■ Work instructions: Gather every line that includes the word "components", please.

(Entries with page source code)
= = =

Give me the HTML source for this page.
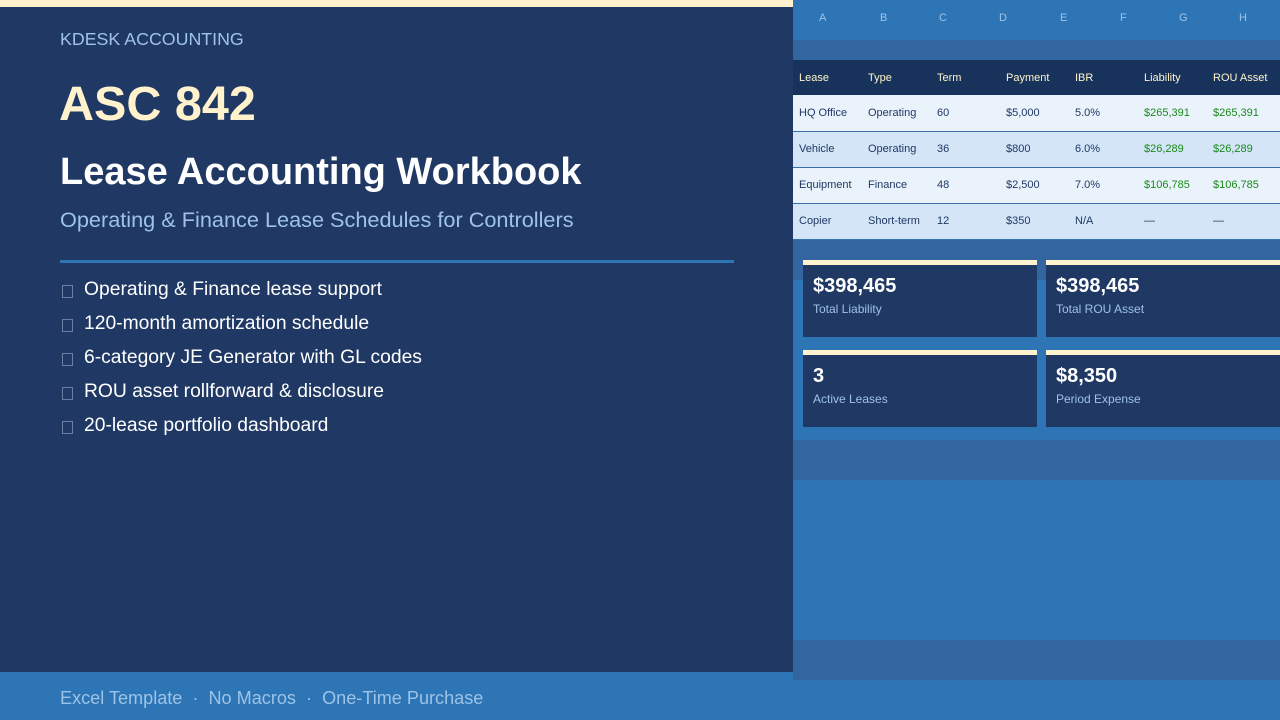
<!DOCTYPE html>
<html><head><style>
*{margin:0;padding:0;box-sizing:border-box}
body{width:1280px;height:720px;overflow:hidden;background:#2e75b6;font-family:"Liberation Sans",Arial,sans-serif;position:relative}
.left{position:absolute;left:0;top:0;width:793px;height:672px;background:#203864}
.stripe{position:absolute;left:0;top:0;width:793px;height:7px;background:#fff2cc}
.abs{position:absolute;white-space:nowrap}
.band{position:absolute;left:793px;width:487px;height:40px;background:#3366a0}
.cols span{position:absolute;top:12px;font-size:11px;color:#9dc3e6}
table{position:absolute;left:793px;top:60px;width:487px;border-collapse:collapse;font-size:11px}
td{height:36px;padding-left:6px;color:#203864}
tr.h td{background:#17335c;color:#fff2cc;height:35px}
tr.a td{background:#eaf3fb}
tr.b td{background:#d3e5f7}
tr.a td,tr.b td{border-bottom:1px solid #3b6ea8;height:36px}
tr.l td{border-bottom:none;height:36px}
.g{color:#1a8a1a!important}
.card{position:absolute;width:234px;height:77px;background:#203864;border-top:5px solid #fff2cc;padding:9px 10px}
.card b{display:block;color:#fff;font-size:20px;line-height:24px}
.card i{display:block;font-style:normal;color:#9dc3e6;font-size:12px;margin-top:4px}
.feat{position:absolute;left:60px;font-size:19.3px;color:#fff}
.feat:before{content:"";position:absolute;left:2px;top:6px;width:9px;height:11px;border:1px solid #6d7fa0}
.feat span{margin-left:24px}
</style></head><body>
<div class="left"></div><div class="stripe"></div>
<div class="abs" style="left:60px;top:29px;font-size:17.8px;color:#9dc3e6">KDESK ACCOUNTING</div>
<div class="abs" style="left:59px;top:76px;font-size:48.5px;font-weight:bold;color:#fff2cc">ASC 842</div>
<div class="abs" style="left:60px;top:151px;font-size:38px;font-weight:bold;color:#fff">Lease Accounting Workbook</div>
<div class="abs" style="left:60px;top:207px;font-size:21.7px;color:#9dc3e6">Operating &amp; Finance Lease Schedules for Controllers</div>
<div class="abs" style="left:60px;top:260px;width:674px;height:3px;background:#2e75b6"></div>
<div class="feat" style="top:279px"><span>Operating &amp; Finance lease support</span></div>
<div class="feat" style="top:313px"><span>120-month amortization schedule</span></div>
<div class="feat" style="top:347px"><span>6-category JE Generator with GL codes</span></div>
<div class="feat" style="top:381px"><span>ROU asset rollforward &amp; disclosure</span></div>
<div class="feat" style="top:415px"><span>20-lease portfolio dashboard</span></div>
<div class="abs" style="left:60px;top:688px;font-size:18.1px;color:#9dc3e6">Excel Template &nbsp;·&nbsp; No Macros &nbsp;·&nbsp; One-Time Purchase</div>
<div class="band" style="top:40px"></div>
<div class="band" style="top:240px"></div>
<div class="band" style="top:440px"></div>
<div class="band" style="top:640px"></div>
<div class="cols">
<span style="left:819px">A</span><span style="left:880px">B</span><span style="left:939px">C</span><span style="left:999px">D</span><span style="left:1060px">E</span><span style="left:1120px">F</span><span style="left:1179px">G</span><span style="left:1239px">H</span>
</div>
<table>
<colgroup><col style="width:69px"><col style="width:69px"><col style="width:69px"><col style="width:69px"><col style="width:69px"><col style="width:69px"><col></colgroup>
<tr class="h"><td>Lease</td><td>Type</td><td>Term</td><td>Payment</td><td>IBR</td><td>Liability</td><td>ROU Asset</td></tr>
<tr class="a"><td>HQ Office</td><td>Operating</td><td>60</td><td>$5,000</td><td>5.0%</td><td class="g">$265,391</td><td class="g">$265,391</td></tr>
<tr class="b"><td>Vehicle</td><td>Operating</td><td>36</td><td>$800</td><td>6.0%</td><td class="g">$26,289</td><td class="g">$26,289</td></tr>
<tr class="a"><td>Equipment</td><td>Finance</td><td>48</td><td>$2,500</td><td>7.0%</td><td class="g">$106,785</td><td class="g">$106,785</td></tr>
<tr class="b l"><td>Copier</td><td>Short-term</td><td>12</td><td>$350</td><td>N/A</td><td>—</td><td>—</td></tr>
</table>
<div class="card" style="left:803px;top:260px"><b>$398,465</b><i>Total Liability</i></div>
<div class="card" style="left:1046px;top:260px"><b>$398,465</b><i>Total ROU Asset</i></div>
<div class="card" style="left:803px;top:350px"><b>3</b><i>Active Leases</i></div>
<div class="card" style="left:1046px;top:350px"><b>$8,350</b><i>Period Expense</i></div>
</body></html>
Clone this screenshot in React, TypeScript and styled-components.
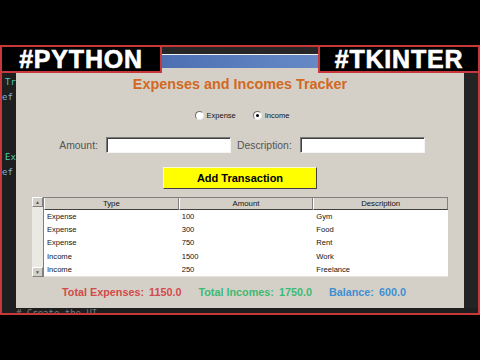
import React from "react"
import styled, { createGlobalStyle } from "styled-components"

const GlobalStyle = createGlobalStyle`
  html, body {
    margin: 0;
    padding: 0;
    background: #000;
    width: 480px;
    height: 360px;
    overflow: hidden;
    font-family: "Liberation Sans", Arial, sans-serif;
  }
`

const Stage = styled.div`
  width: 480px;
  height: 360px;
  background: #000;
  padding-top: 45px;
  box-sizing: border-box;
`

const Frame = styled.div`
  position: relative;
  width: 480px;
  height: 270px;
  box-sizing: border-box;
  border: 2px solid #c8383a;
  background: #1e1e1e;
  display: flex;
  flex-direction: column;
`

const Badge = styled.div<{ $side: "left" | "right" }>`
  position: absolute;
  top: -2px;
  ${p => (p.$side === "left" ? "left: -2px;" : "right: -2px;")}
  width: 162px;
  height: 28px;
  box-sizing: border-box;
  background: #000;
  border: 2px solid #c8383a;
  display: flex;
  align-items: center;
  justify-content: center;
  color: #fff;
  font-family: "Liberation Sans", Arial, sans-serif;
  font-weight: bold;
  font-size: 25px;
  letter-spacing: 0.8px;
  -webkit-text-stroke: 0.6px #fff;
  z-index: 2;
`

const TopStrip = styled.div`
  height: 7px;
  background: #262626;
`

const Middle = styled.div`
  display: flex;
  flex: 1;
  min-height: 0;
`

const Gutter = styled.div`
  width: 14px;
  flex: none;
  background: #1e1e1e;
  overflow: hidden;
  padding-top: 21px;
  box-sizing: border-box;
  font-family: "DejaVu Sans Mono", monospace;
  font-size: 9px;
  line-height: 15px;
  white-space: pre;
`

const CodeLine = styled.div<{ $color: string; $indent: number }>`
  height: 15px;
  color: ${p => p.$color};
  padding-left: ${p => p.$indent}px;
`

const RightGutter = styled.div`
  width: 14px;
  flex: none;
  background: #232323;
`

const Window = styled.div`
  flex: 1;
  display: flex;
  flex-direction: column;
  min-width: 0;
`

const TitleBar = styled.div`
  height: 14px;
  flex: none;
  border-top: 1px solid #f2f2f2;
  box-sizing: border-box;
  background: linear-gradient(to right, #3557a0, #7ea2d8);
`

const Content = styled.div`
  height: 240px;
  background: #d4d0c8;
  display: flex;
  flex-direction: column;
  align-items: center;
  padding-top: 8px;
  box-sizing: border-box;
`

const Title = styled.div`
  height: 17px;
  line-height: 17px;
  font-size: 14.4px;
  font-weight: bold;
  color: #d2691e;
`

const RadioRow = styled.div`
  margin-top: 16px;
  margin-left: 4px;
  height: 12px;
  display: flex;
  align-items: center;
  gap: 17px;
`

const RadioItem = styled.label`
  display: flex;
  align-items: center;
  gap: 3px;
  font-size: 7.5px;
  color: #111;
`

const RadioDot = styled.span<{ $checked: boolean }>`
  width: 9px;
  height: 9px;
  box-sizing: border-box;
  border-radius: 50%;
  background: #fff;
  border: 1px solid;
  border-color: #6e6e6e #e8e8e8 #e8e8e8 #6e6e6e;
  display: flex;
  align-items: center;
  justify-content: center;
  &::after {
    content: "";
    width: 3px;
    height: 3px;
    border-radius: 50%;
    background: ${p => (p.$checked ? "#000" : "transparent")};
  }
`

const EntryRow = styled.div`
  margin-top: 16px;
  margin-left: 4px;
  height: 16px;
  display: flex;
  align-items: center;
`

const FieldLabel = styled.span<{ $gapLeft?: number }>`
  font-size: 10.4px;
  color: #555;
  margin-left: ${p => p.$gapLeft ?? 0}px;
  margin-right: 8px;
`

const Entry = styled.div`
  width: 125px;
  height: 16px;
  box-sizing: border-box;
  background: #fff;
  border: 1px solid;
  border-color: #7a7a7a #f4f4f4 #f4f4f4 #7a7a7a;
  box-shadow: inset 1px 1px 0 #404040;
`

const AddButton = styled.div`
  margin-top: 14px;
  width: 154px;
  height: 22px;
  box-sizing: border-box;
  background: #ffff00;
  border: 1px solid;
  border-color: #fbfbd0 #404040 #404040 #fbfbd0;
  display: flex;
  align-items: center;
  justify-content: center;
  font-size: 11px;
  font-weight: bold;
  color: #000;
`

const Tree = styled.div`
  margin-top: 8px;
  width: 416px;
  height: 80px;
  display: flex;
  box-sizing: border-box;
`

const ScrollBar = styled.div`
  width: 11px;
  flex: none;
  background: #ebe9e4;
  display: flex;
  flex-direction: column;
  justify-content: space-between;
  border-right: 1px solid #808080;
`

const ScrollButton = styled.div`
  height: 10px;
  background: #d4d0c8;
  border: 1px solid;
  border-color: #fff #808080 #808080 #fff;
  box-sizing: border-box;
  display: flex;
  align-items: center;
  justify-content: center;
  font-size: 5px;
  color: #555;
`

const Table = styled.div`
  flex: 1;
  display: flex;
  flex-direction: column;
  background: #fff;
  border-bottom: 1px solid #e6e3dc;
`

const HeaderRow = styled.div`
  height: 13px;
  display: grid;
  grid-template-columns: 1fr 1fr 1fr;
  background: #d4d0c8;
  border-top: 1px solid #808080;
  box-sizing: border-box;
`

const HeaderCell = styled.div`
  font-size: 7.8px;
  color: #111;
  display: flex;
  align-items: center;
  justify-content: center;
  border-left: 1px solid #fff;
  border-right: 1px solid #808080;
  border-bottom: 1px solid #404040;
`

const Row = styled.div`
  height: 13.4px;
  display: grid;
  grid-template-columns: 1fr 1fr 1fr;
  align-items: center;
`

const Cell = styled.div`
  font-size: 7.6px;
  color: #111;
  padding-left: 3px;
`

const Totals = styled.div`
  margin-top: 8px;
  margin-right: 12px;
  height: 14px;
  display: flex;
  align-items: center;
  gap: 17px;
  font-size: 10.8px;
  font-weight: bold;
`

const Total = styled.div<{ $color: string }>`
  color: ${p => p.$color};
  display: flex;
  gap: 5px;
`

const BottomStrip = styled.div`
  height: 5px;
  overflow: hidden;
  padding-left: 14px;
  font-family: "DejaVu Sans Mono", monospace;
  font-size: 9px;
  line-height: 9px;
  color: #7c7c7c;
  white-space: pre;
  padding-top: 1px;
  box-sizing: border-box;
`

const codeLines = [
  { text: "Tr", color: "#4ec9b0", indent: 3 },
  { text: "ef", color: "#7fb0dc", indent: 0 },
  { text: "", color: "#ccc", indent: 0 },
  { text: "", color: "#ccc", indent: 0 },
  { text: "", color: "#ccc", indent: 0 },
  { text: "Ex", color: "#4ec9b0", indent: 3 },
  { text: "ef", color: "#7fb0dc", indent: 0 },
]

const transactions = [
  ["Expense", "100", "Gym"],
  ["Expense", "300", "Food"],
  ["Expense", "750", "Rent"],
  ["Income", "1500", "Work"],
  ["Income", "250", "Freelance"],
]

const App = () => {
  return (
    <Stage>
      <GlobalStyle />
      <Frame>
        <Badge $side="left">#PYTHON</Badge>
        <Badge $side="right">#TKINTER</Badge>
        <TopStrip />
        <Middle>
          <Gutter>
            {codeLines.map((l, i) => (
              <CodeLine key={i} $color={l.color} $indent={l.indent}>
                {l.text}
              </CodeLine>
            ))}
          </Gutter>
          <Window>
            <TitleBar />
            <Content>
              <Title>Expenses and Incomes Tracker</Title>
              <RadioRow>
                <RadioItem>
                  <RadioDot $checked={false} />
                  Expense
                </RadioItem>
                <RadioItem>
                  <RadioDot $checked={true} />
                  Income
                </RadioItem>
              </RadioRow>
              <EntryRow>
                <FieldLabel>Amount:</FieldLabel>
                <Entry />
                <FieldLabel $gapLeft={6}>Description:</FieldLabel>
                <Entry />
              </EntryRow>
              <AddButton>Add Transaction</AddButton>
              <Tree>
                <ScrollBar>
                  <ScrollButton>▲</ScrollButton>
                  <ScrollButton>▼</ScrollButton>
                </ScrollBar>
                <Table>
                  <HeaderRow>
                    <HeaderCell>Type</HeaderCell>
                    <HeaderCell>Amount</HeaderCell>
                    <HeaderCell>Description</HeaderCell>
                  </HeaderRow>
                  {transactions.map((t, i) => (
                    <Row key={i}>
                      {t.map((c, j) => (
                        <Cell key={j}>{c}</Cell>
                      ))}
                    </Row>
                  ))}
                </Table>
              </Tree>
              <Totals>
                <Total $color="#d24a4a">
                  <span>Total Expenses:</span>
                  <span>1150.0</span>
                </Total>
                <Total $color="#3dba72">
                  <span>Total Incomes:</span>
                  <span>1750.0</span>
                </Total>
                <Total $color="#3f8fd2">
                  <span>Balance:</span>
                  <span>600.0</span>
                </Total>
              </Totals>
            </Content>
          </Window>
          <RightGutter />
        </Middle>
        <BottomStrip># Create the UI</BottomStrip>
      </Frame>
    </Stage>
  )
}

export default App
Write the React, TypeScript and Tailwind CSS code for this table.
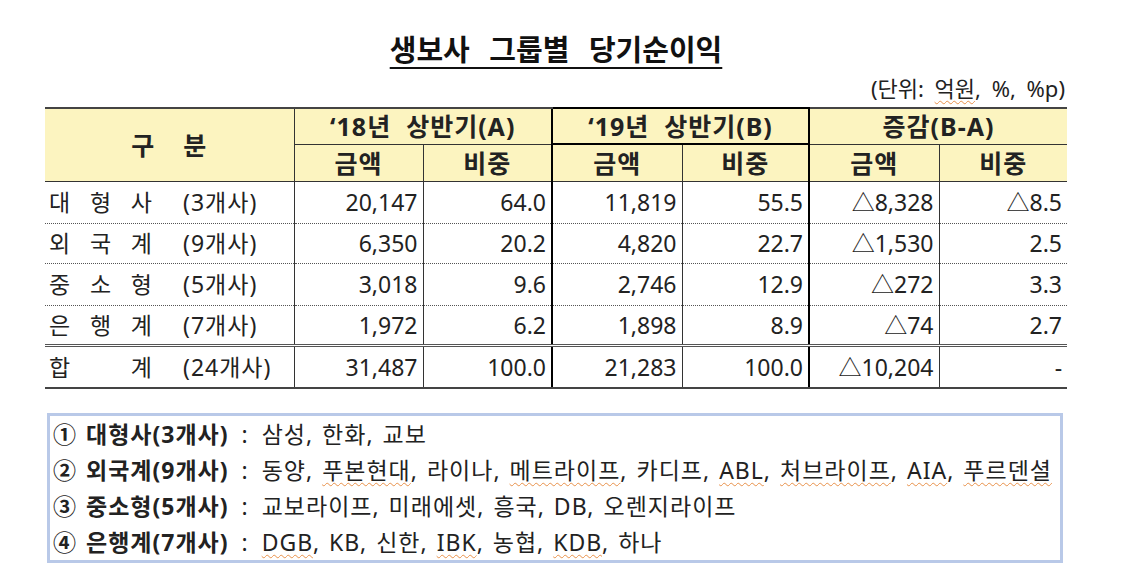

= = =

■ Response to the task:
Clone this screenshot in React, TypeScript and styled-components.
import styled, { createGlobalStyle } from "styled-components"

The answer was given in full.